Jun 05, 2013 16:38
I worry sometimes that I have lost the ability to cry. Like maybe one really can Quarterflash themselves through experience and emerge with a hardened heart and the ability to swallow back any tears, even when a moment or a day or a week is heartbreaking. When one focuses on becoming stronger can we reach a point of strength equals numbness or indifference?
Today I should be sad and hurt because there are a lot of things in my immediate universe that are pulling at my spirit instead of lifting it. In the past it didn't take a lot and, in fact, maybe too little to make this grown man cry but now it seems the ridiculous does and the meaningful can't. My most recent example? I watched all 5 seasons of Friday Night Lights on Netflix and I cried like a bastard at the episode where Matt Sarenson's father died in Iraq. I was balling and even shouting at the screen, "Jesus Christ, Coach Taylor, would you just hug the kid?!" I can cry at that. But someone breaking my heart? A reflection on the past that still leaves an echo of pain? That doesn't make me cry anymore. Has time, healing, experience, anti-depressants, and Vitamin D sopped up my tears?
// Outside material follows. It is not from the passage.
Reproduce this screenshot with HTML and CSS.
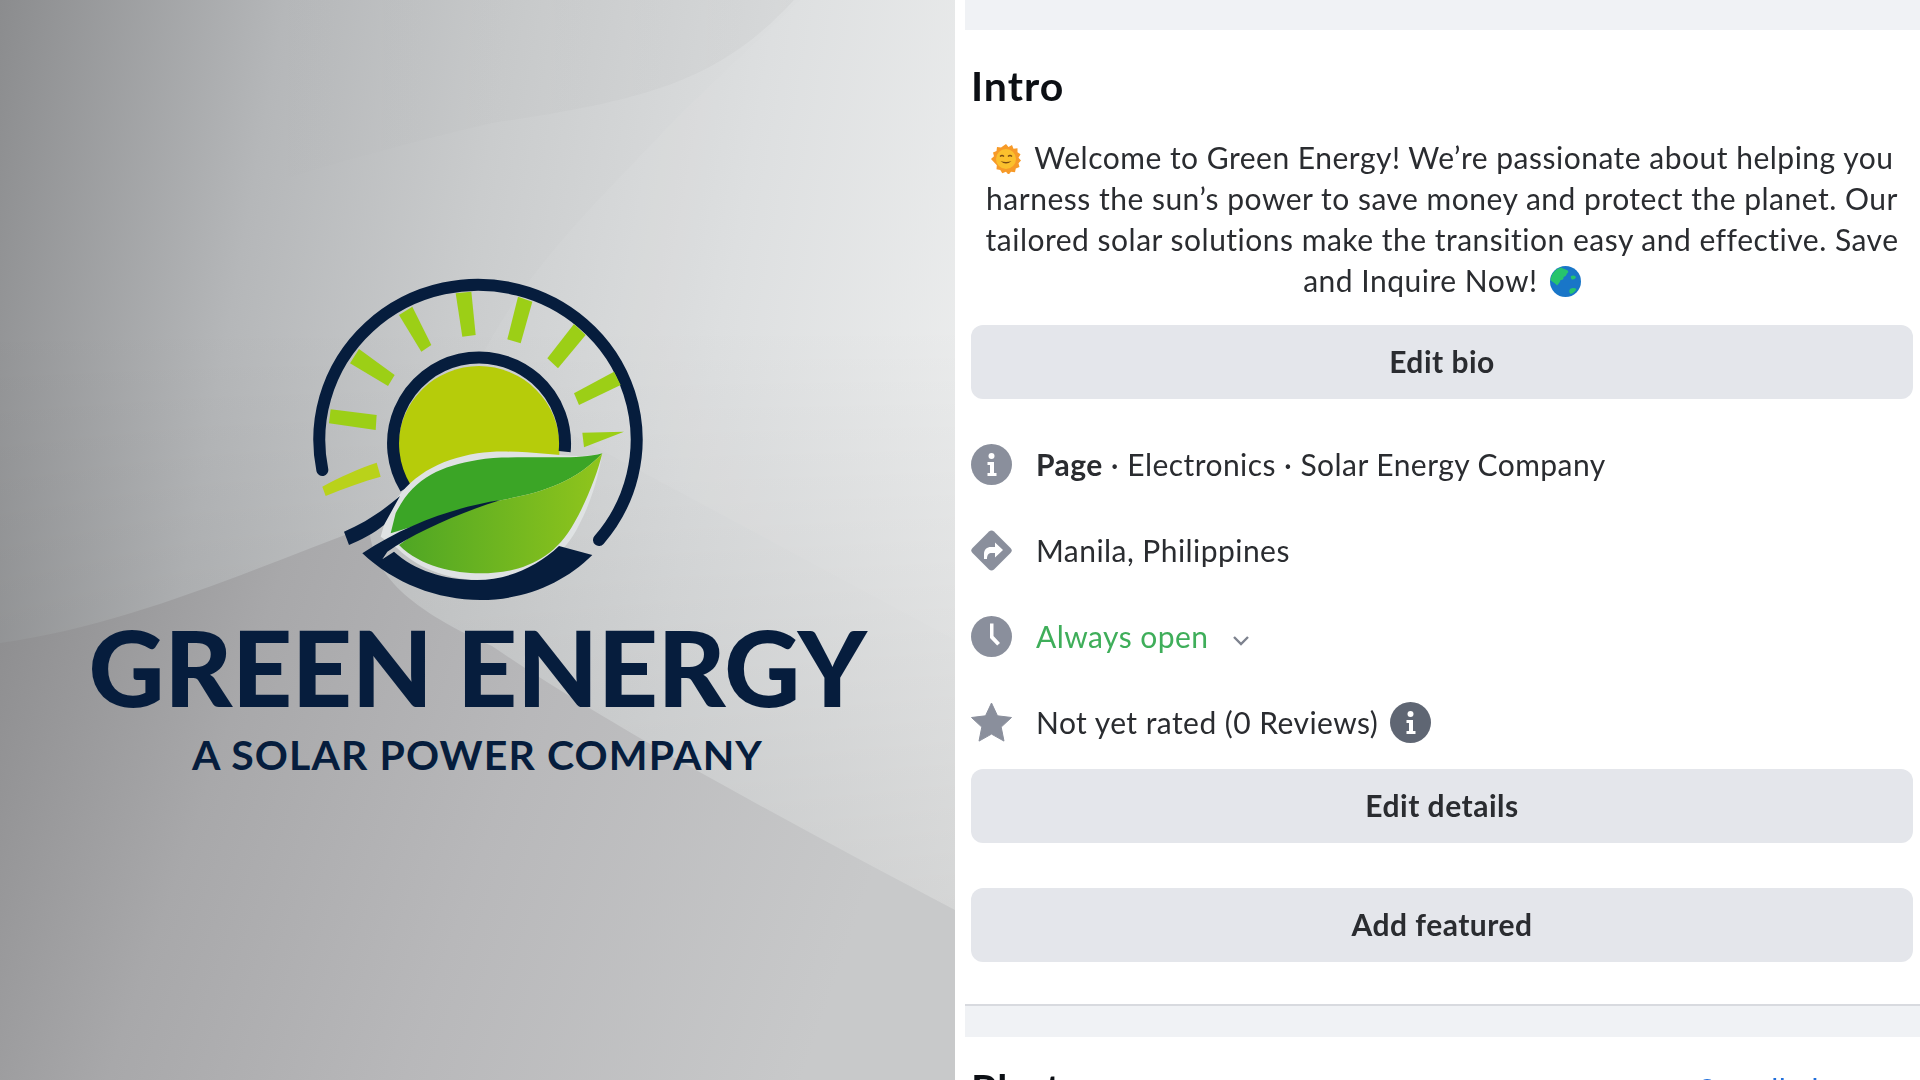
FILE: index.html
```html
<!DOCTYPE html>
<html lang="en">
<head>
  <meta charset="UTF-8">
  <meta name="viewport" content="width=device-width, initial-scale=1.0">
  <title>Green Energy - Intro</title>
  <link rel="stylesheet" href="styles.css">
</head>
<body>
  <div class="page">
    <div class="poster">
      <svg class="poster-bg" viewBox="0 0 955 1080" preserveAspectRatio="none">
        <defs>
          <linearGradient id="lowerShade" x1="0" y1="0" x2="1" y2="0.2">
            <stop offset="0" stop-color="#8b8b8d"/>
            <stop offset="0.3" stop-color="#a8a8aa"/>
            <stop offset="0.6" stop-color="#b8b8ba"/>
            <stop offset="1" stop-color="#c8c9ca"/>
          </linearGradient>
          <linearGradient id="topShade" x1="0" y1="0" x2="1" y2="0">
            <stop offset="0.3" stop-color="#000000" stop-opacity="0"/>
            <stop offset="1" stop-color="#000000" stop-opacity="0.03"/>
          </linearGradient>
        </defs>
        <path d="M794 0C720 80 650 100 492 123C400 145 300 170 200 210L0 80V0Z" fill="url(#topShade)"/>
        <path d="M677 117C600 200 520 270 470 380L955 640V0H800Z" fill="#ffffff" opacity="0.05"/>
        <path d="M0 643C130 625 250 570 369 526C372 570 400 605 492 646C600 720 769 812 955 910V1080H0Z" fill="url(#lowerShade)"/>
      </svg>

      <svg class="logo" viewBox="-8 0 1200 1110">
        <defs>
          <linearGradient id="leafLight" x1="0" y1="0" x2="1" y2="0">
            <stop offset="0" stop-color="#4ea624"/>
            <stop offset="1" stop-color="#90c51c"/>
          </linearGradient>
        </defs>
        <circle cx="595" cy="590" r="242" fill="#b6cc0a"/>
        <path d="M375 715A258 258 0 1 1 852 605" fill="none" stroke="#061d3d" stroke-width="36"/>
        <path d="M125 660A476 465 0 1 1 955 870" fill="none" stroke="#061d3d" stroke-width="36" stroke-linecap="round"/>
        <g fill="#9ccf16">
          <path d="M150 478L288 495L285 540L145 520Z"/>
          <path d="M235 297L342 375L322 408L208 340Z"/>
          <path d="M355 195L395 170L452 285L422 305Z"/>
          <path d="M525 130L572 125L585 255L545 260Z"/>
          <path d="M712 140L755 155L720 280L680 268Z"/>
          <path d="M880 222L915 255L832 355L800 325Z"/>
          <path d="M1000 365L1020 405L895 465L880 430Z"/>
        </g>
        <path d="M125 710C180 680 235 655 288 638L300 680C245 695 190 715 135 738Z" fill="#b9d21a"/>
        <path d="M905 548L1030 545L910 592Z" fill="#9ccf16"/>
        <path d="M965 610C880 635 720 590 590 610C470 630 380 680 320 790L300 860L350 895C420 965 520 990 600 990C730 990 840 940 895 825C935 750 955 670 965 610Z" fill="#dfe2e3"/>
        <path d="M965 610C880 635 720 610 590 630C480 650 400 680 345 790L330 850L650 752C780 730 880 700 965 610Z" fill="#3ba526"/>
        <path d="M965 610C880 700 780 730 650 752C540 775 440 820 355 885C420 950 520 970 600 970C720 970 820 930 880 820C920 750 950 670 965 610Z" fill="url(#leafLight)"/>
        <path d="M190 845C250 820 310 780 358 738L310 825C280 850 240 870 205 885Z" fill="#061d3d"/>
        <path d="M245 910C340 1000 470 1050 600 1050C730 1050 850 1000 935 915L835 888C770 950 680 990 590 990C490 990 400 960 340 905L305 928L320 905C400 850 530 790 660 750C530 770 380 820 245 910Z" fill="#061d3d"/>
      </svg>

      <div class="brand-name">GREEN ENERGY</div>
      <div class="brand-tag">A SOLAR POWER COMPANY</div>
    </div>

    <div class="profile">
      <div class="band band-top"></div>

      <section class="intro">
        <h2 class="title">Intro</h2>
        <p class="bio">
          <svg class="emoji emoji-sun" viewBox="0 0 30 30">
            <path d="M15 0l2.500 3 3.500-2 1.500 3.700 4-.5 0 4 3 2-2 3.500 2.500 2.800-2.500 2.800 1 3.700-3.700 1.500-.8 3.800-4-.5-2.500 3-2.500-3-3.700 1.500-2-3.300-3.800-.7.300-4L0 15l3-2.800-1-3.700 3.500-1.500.5-4 4 .5z" fill="#f79a28"/>
            <circle cx="15" cy="15" r="10" fill="#fbc02d"/>
            <path d="M9 12.500q2-2 4 0M17 12.500q2-2 4 0" fill="none" stroke="#7a4a12" stroke-width="1.300"/>
            <path d="M9.500 17q5.500 5 11 0q-5.500 1.800-11 0z" fill="#7a4a12"/>
          </svg>
          Welcome to Green Energy! We’re passionate about helping you<br>
          harness the sun’s power to save money and protect the planet. Our<br>
          tailored solar solutions make the transition easy and effective. Save<br>
          and Inquire Now!
          <svg class="emoji emoji-globe" viewBox="0 0 31 31">
            <circle cx="15.500" cy="15.500" r="15.500" fill="#1976c8"/>
            <path d="M11 1.500C6 3 1.500 7 .5 14c2 2.500 5 3 6.500 5.500 1.500-2 3-3 3.500-5.500 2 .5 3.500-1 3-3 2-.5 3-2 3.500-3.500 2-1 1.500-3-.5-3.500C15 3 13 2.500 11 1.500z" fill="#27c46d"/>
            <path d="M20 23c2.500-1.500 5-1 6.500 0-1.500 3-4 4.500-6 5-1.500-1.500-1.500-3.500-.5-5zM21 10c2-1 4-.5 5 1-.5 1.500-2 3-4 2.500-1 -1-1.500-2.500-1-3.500z" fill="#27c46d"/>
          </svg>
        </p>

        <button class="action action-bio">Edit bio</button>

        <ul class="facts">
          <li class="fact">
            <svg class="fact-icon" viewBox="0 0 41 41">
              <circle cx="20.500" cy="20.500" r="20.500" fill="#8a8f9c"/>
              <circle cx="20.500" cy="12" r="3" fill="#fff"/>
              <path d="M16.500 18h6.500v11h2.500v3h-9v-3h2.500v-8h-2.500z" fill="#fff"/>
            </svg>
            <span><b>Page</b> · Electronics · Solar Energy Company</span>
          </li>
          <li class="fact">
            <svg class="fact-icon" viewBox="0 0 41 41">
              <path d="M18 1.500q2.500-2 5 0l16.500 16.500q2.500 2.500 0 5L23 39.500q-2.500 2-5 0L1.500 23q-2.500-2.500 0-5z" fill="#8a8f9c"/>
              <path d="M13 29v-5c0-4.500 3-7 7-7h4v-4.500l8 7.500-8 7.500v-4.500h-3.500c-2.500 0-4.500 1.500-4.500 6z" fill="#fff"/>
            </svg>
            <span>Manila, Philippines</span>
          </li>
          <li class="fact">
            <svg class="fact-icon" viewBox="0 0 41 41">
              <circle cx="20.500" cy="20.500" r="20.500" fill="#8a8f9c"/>
              <path d="M19 7.500h3.500v12.500l6.500 7-2.800 2.500L19 22z" fill="#fff"/>
            </svg>
            <span class="open">Always open</span>
            <svg class="chevron" viewBox="0 0 18 12">
              <path d="M2 3l7 7 7-7" fill="none" stroke="#7d828e" stroke-width="2.400"/>
            </svg>
          </li>
          <li class="fact">
            <svg class="fact-icon" viewBox="0 0 41 41">
              <path d="M20.500 1l6 12.800 14 1.700-10.300 9.600 2.800 14-12.500-7-12.500 7 2.800-14L.5 15.500l14-1.700z" fill="#8a8f9c" stroke="#8a8f9c" stroke-linejoin="round"/>
            </svg>
            <span>Not yet rated (0 Reviews)</span>
            <svg class="rating-info" viewBox="0 0 41 41">
              <circle cx="20.500" cy="20.500" r="20.500" fill="#5f6673"/>
              <circle cx="20.500" cy="12" r="3" fill="#fff"/>
              <path d="M16.500 18h6.500v11h2.500v3h-9v-3h2.500v-8h-2.500z" fill="#fff"/>
            </svg>
          </li>
        </ul>

        <button class="action">Edit details</button>
        <button class="action action-featured">Add featured</button>
      </section>

      <div class="band band-bottom"></div>

      <section class="photos">
        <h2 class="title">Photos</h2>
        <a class="see-all" href="#">See all photos</a>
      </section>
    </div>
  </div>
</body>
</html>
```

FILE: styles.css
```css
* {
  box-sizing: border-box;
}

body {
  margin: 0;
  background: #ffffff;
  font-family: Lato, "Noto Sans", sans-serif;
  color: #2a2c30;
}

.page {
  display: flex;
  height: 1080px;
  overflow: hidden;
}

/* left picture */
.poster {
  position: relative;
  width: 955px;
  height: 1080px;
  flex-shrink: 0;
  padding-top: 250px;
  display: flex;
  flex-direction: column;
  align-items: center;
  overflow: hidden;
  background:
    linear-gradient(180deg, rgba(0, 0, 0, 0) 30%, rgba(0, 0, 0, 0.14) 100%),
    linear-gradient(100deg, #8b8c8e 0%, #b5b7b9 25%, #cacccd 45%, #dcdedf 68%, #f0f1f1 100%);
}

.poster-bg {
  position: absolute;
  left: 0;
  top: 0;
  width: 100%;
  height: 100%;
}

.logo {
  position: relative;
  width: 400px;
  height: 370px;
  flex-shrink: 0;
}

.brand-name {
  position: relative;
  margin-top: -7px;
  font-size: 105px;
  line-height: 107px;
  font-weight: 900;
  letter-spacing: -0.4px;
  color: #061d3d;
  white-space: nowrap;
}

.brand-tag {
  position: relative;
  margin-top: 10px;
  font-size: 41px;
  line-height: 50px;
  font-weight: 700;
  letter-spacing: 1.1px;
  color: #061d3d;
  white-space: nowrap;
}

/* right column */
.profile {
  margin-left: 10px;
  flex: 1;
  filter: blur(0.4px);
}

.band {
  background: #f0f2f5;
}

.band-top {
  height: 30px;
}

.band-bottom {
  height: 33px;
  margin-top: 42px;
  border-top: 2px solid #d8dadf;
}

.intro {
  padding: 0 7px 0 6px;
}

.title {
  margin: 0;
  padding-top: 33px;
  font-size: 41px;
  line-height: 46px;
  font-weight: 700;
  letter-spacing: 1px;
  color: #0c0f14;
}

.bio {
  margin: 28px 0 0;
  font-size: 30px;
  line-height: 41px;
  letter-spacing: 0.5px;
  text-align: center;
}

.emoji {
  vertical-align: -5px;
}

.emoji-sun {
  width: 30px;
  height: 30px;
  margin-right: 6px;
}

.emoji-globe {
  width: 31px;
  height: 31px;
  margin-left: 4px;
}

.action {
  display: block;
  width: 100%;
  height: 74px;
  padding: 0 0 2px;
  border: none;
  border-radius: 12px;
  background: #e4e6eb;
  font-family: inherit;
  font-size: 30px;
  font-weight: 700;
  letter-spacing: 0.5px;
  color: #2a2c30;
}

.action-bio {
  margin-top: 24px;
}

.action-featured {
  margin-top: 45px;
}

.facts {
  list-style: none;
  margin: 0;
  padding: 22px 0 4px;
}

.fact {
  display: flex;
  align-items: center;
  height: 86px;
  font-size: 30px;
  letter-spacing: 0.45px;
}

.fact b {
  font-weight: 700;
}

.fact-icon {
  width: 41px;
  height: 41px;
  margin-right: 24px;
  flex-shrink: 0;
}

.open {
  color: #3fae5a;
}

.chevron {
  width: 18px;
  height: 12px;
  margin: 8px 0 0 23px;
}

.rating-info {
  width: 41px;
  height: 41px;
  margin-left: 12px;
}

.photos {
  display: flex;
  justify-content: space-between;
  padding: 29px 32px 0 6px;
}

.photos .title {
  padding-top: 0;
}

.see-all {
  font-size: 30px;
  line-height: 46px;
  letter-spacing: 0.45px;
  color: #216fdb;
  text-decoration: none;
}
```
A part of me wants to cry today because there are pieces and scattered elements that have me feeling hopeless. But two years and counting has toughened me up. I've cried those tears at a pop song level into pillows I bought amid a separation, move out, and divorce. The Costco pillows that were the needed item you never wanted to think about buying on a solo trip so you could take them home and place them in a bed you didn't really think would be empty for prolonged nights in a row. And then when the bed is full it's not the same because it's not about heart or true joy. It's just about sex, which in a way is it's dose of Quarterflash -- there they are again -- with a bolstering of the defenses and a drying of the cheeks.
I wake often to the knowledge that my best efforts to be this new version of me were forced even as they were eventually embraced. After the embrace has come the gratitude even for the experiences that pushed me to the difficult places I never wanted to go to. But a part of me misses the guy that could have shivering lips and anxiety, that felt so deeply that it became as physical as it was emotional. He wasn't healthy but he was human and these days I feel like my humanity has been replaced by something else.
Today, I suppose, would be as good as any to cry. But right now it would seem I have forgotten how.